“There was nowhere to go but everywhere, so just keep rolling under the stars.”
That’s some of the road wisdom in Jack Kerouac’s 1957 novel On the Road, a paean to the American road trip as a metaphor for journeying through life and meeting fellow travelers along the way.
The Carpe Diem String Quartet—Columbus’ resident professional string quartet—recently journeyed to WOSU’s Performance Studio to play a selection from Mosey by composer and quartet founding violist Korine Fujiwara.
Inspired by—of all things—an airport layover, Mosey embodies musically the many ways we move through time and space on the road trip of life.
Not quite sure how to mosey? You have a couple of options. Two seemingly contradictory meanings for “mosey” appear in the Oxford English Dictionary—to go away quickly, and to walk at a leisurely pace, to amble, to wander. The work meanders and hustles by turns in the Carpe Diem String Quartet’s performance.
Fujiwara says Mosey was inspired by people-watching during a long layover at an airport at the height of holiday travel season.
“I was struck by the different ways everyone moved through the chaos of the holiday season, everyone in their own emotional microclimate suffering their individual degree of transit stress, and how they each managed it,” Fujiwara said. “People running to their gates with smiles on their faces, people running to gates in desperation and exasperation. People striding purposefully from point A to point B without making a fuss. Passengers strolling by various merchants, sampling the offerings, window-shopping as they passed the time. People nonchalantly moving through the crowds, unbothered as they made their way to their gates.”
Fujiwara had been tasked with composing a new work for her quartet, and up to the time of her travels, the writing had not gone smoothly.
“Each time I sat down and started working, nothing gained traction in my mind,” Fujiwara said. “Instead, it became an ever-darkening vicious circle of non-inspiration.”

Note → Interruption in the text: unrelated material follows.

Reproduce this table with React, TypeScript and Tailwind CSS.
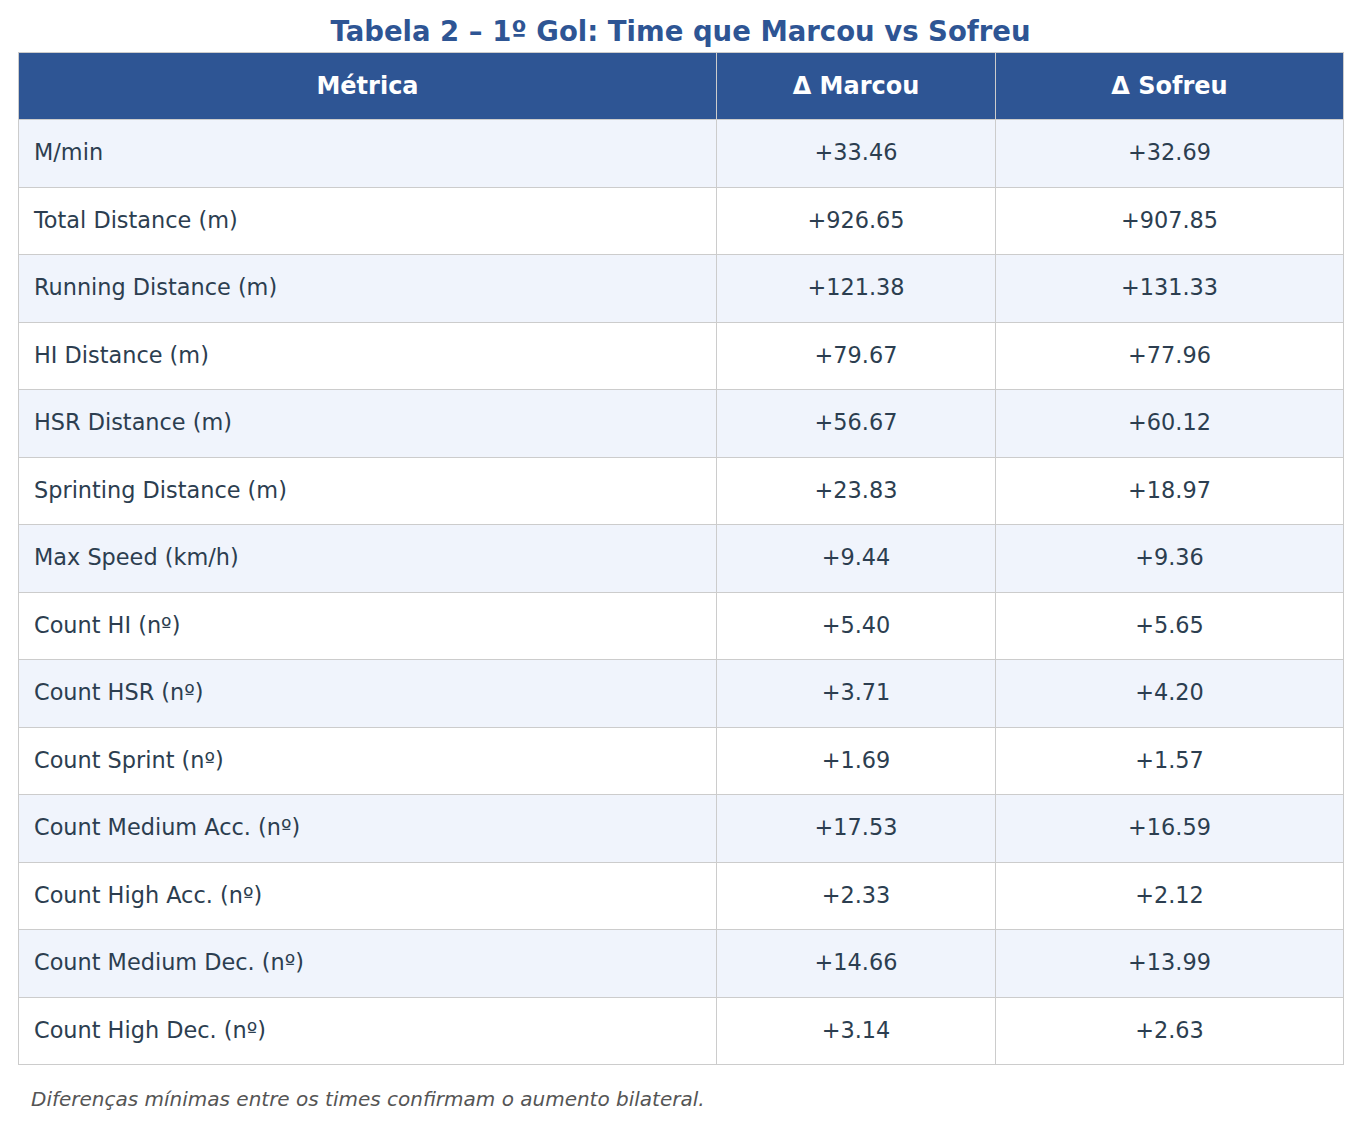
const rows: [string, string, string][] = [
  ['M/min', '+33.46', '+32.69'],
  ['Total Distance (m)', '+926.65', '+907.85'],
  ['Running Distance (m)', '+121.38', '+131.33'],
  ['HI Distance (m)', '+79.67', '+77.96'],
  ['HSR Distance (m)', '+56.67', '+60.12'],
  ['Sprinting Distance (m)', '+23.83', '+18.97'],
  ['Max Speed (km/h)', '+9.44', '+9.36'],
  ['Count HI (nº)', '+5.40', '+5.65'],
  ['Count HSR (nº)', '+3.71', '+4.20'],
  ['Count Sprint (nº)', '+1.69', '+1.57'],
  ['Count Medium Acc. (nº)', '+17.53', '+16.59'],
  ['Count High Acc. (nº)', '+2.33', '+2.12'],
  ['Count Medium Dec. (nº)', '+14.66', '+13.99'],
  ['Count High Dec. (nº)', '+3.14', '+2.63'],
]

export default function App() {
  return (
    <div className="min-h-screen bg-white px-[18px] pt-[14px] font-['DejaVu_Sans',sans-serif] text-[#2c3e50]">
      <h1 className="text-center text-[27.5px] font-bold leading-[34px] text-[#2e5594]">
        Tabela 2 – 1º Gol: Time que Marcou vs Sofreu
      </h1>

      <table className="mt-[4px] w-full table-fixed border-collapse">
        <colgroup>
          <col className="w-[698px]" />
          <col className="w-[279px]" />
          <col className="w-[348px]" />
        </colgroup>
        <thead>
          <tr className="h-[67px] bg-[#2e5594] text-[24px] font-bold text-white">
            <th className="border border-[#cccccc] text-center">Métrica</th>
            <th className="border border-[#cccccc] text-center">Δ Marcou</th>
            <th className="border border-[#cccccc] text-center">Δ Sofreu</th>
          </tr>
        </thead>
        <tbody>
          {rows.map(([name, marcou, sofreu], i) => (
            <tr key={name} className={`h-[67.5px] text-[22.4px] ${i % 2 === 0 ? 'bg-[#f0f4fc]' : 'bg-white'}`}>
              <td className="border border-[#cccccc] pl-[15px] text-left">{name}</td>
              <td className="border border-[#cccccc] text-center">{marcou}</td>
              <td className="border border-[#cccccc] text-center">{sofreu}</td>
            </tr>
          ))}
        </tbody>
      </table>

      <p className="mt-[20px] pl-[13px] text-[20px] italic leading-[28px] text-[#555555]">
        Diferenças mínimas entre os times confirmam o aumento bilateral.
      </p>
    </div>
  )
}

Seeing people from all corners of the world moseying—in one sense or another—through the airport gave Fujiwara the inspiration she needed.
“I began sketching new music as I watched my fellow travelers, capturing how we all move through the airport, paralleled by how we move through life,” Fujiwara said.
Eventually the ideas found voice in the music that is Mosey. The piece is a reminder that, however we mosey, finding our own way is what matters.
Or as Jack Kerouac put it, “We had longer ways to go. But no matter, the road is life.”